Title: High Throughput Computational Science with the Nimrod Toolkit
Speaker: David Abramson, Monash University

Time and date: 4:00 p.m. on Monday, July 25
Venue: Room 217, Mechanical Engineering Building

Abstract:
Parametric computational experiments are becoming increasingly important in science and engineering as a means of exploring the behavior of complex systems. For example, an engineer may explore the behaviour of a wing by running a computational model of the airfoil multiple times while varying key parameters such as angle of attack, air speed, etc. The results of these multiple experiments yield a picture of how the wing behaves in different parts of parametric space. Over the past several years, we have developed a specialized parametric modeling system called Nimrod. Nimrod uses a simple declarative parametric modeling language to express a parametric experiment and provides machinery that automates the task of formulating, running, monitoring, and collating the results from the multiple individual experiments. Equally important, Nimrod incorporates a distributed scheduling component that can manage the scheduling of individual experiments to idle computers in a local area network.
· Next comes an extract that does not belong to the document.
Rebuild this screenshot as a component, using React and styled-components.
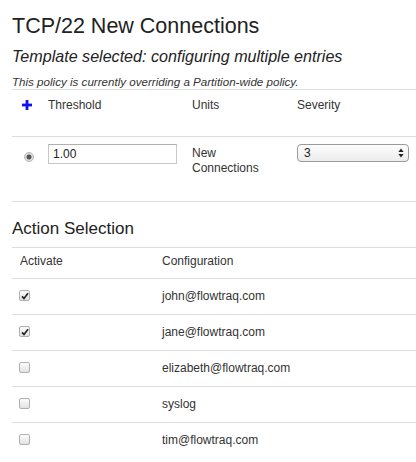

Together, these features mean that even complex parametric experiments can be defined and run with little programmer effort. In many cases it is possible to establish a new experiment in minutes. In this seminar I will discuss the Nimrod tool family, and illustrate how we have applied it to problems ranging from quantum chemistry to cardiac science.

Speaker Bio:
David Abramson is currently an ARC Professorial Fellow; Professor of Computer Science in the Faculty of Information Technology  [www.infotech.monash.edu.au] at Monash University, Australia, and science director of the Monash e-Research Centre. [www.monash.edu.au] He is a fellow of the Association for Computing Machinery (ACM) and the Academy of Science and Technological Engineering (ATSE), and a member of the IEEE. Abramson’s current interests are in high performance computer systems design and software engineering tools for programming parallel and distributed supercomputers.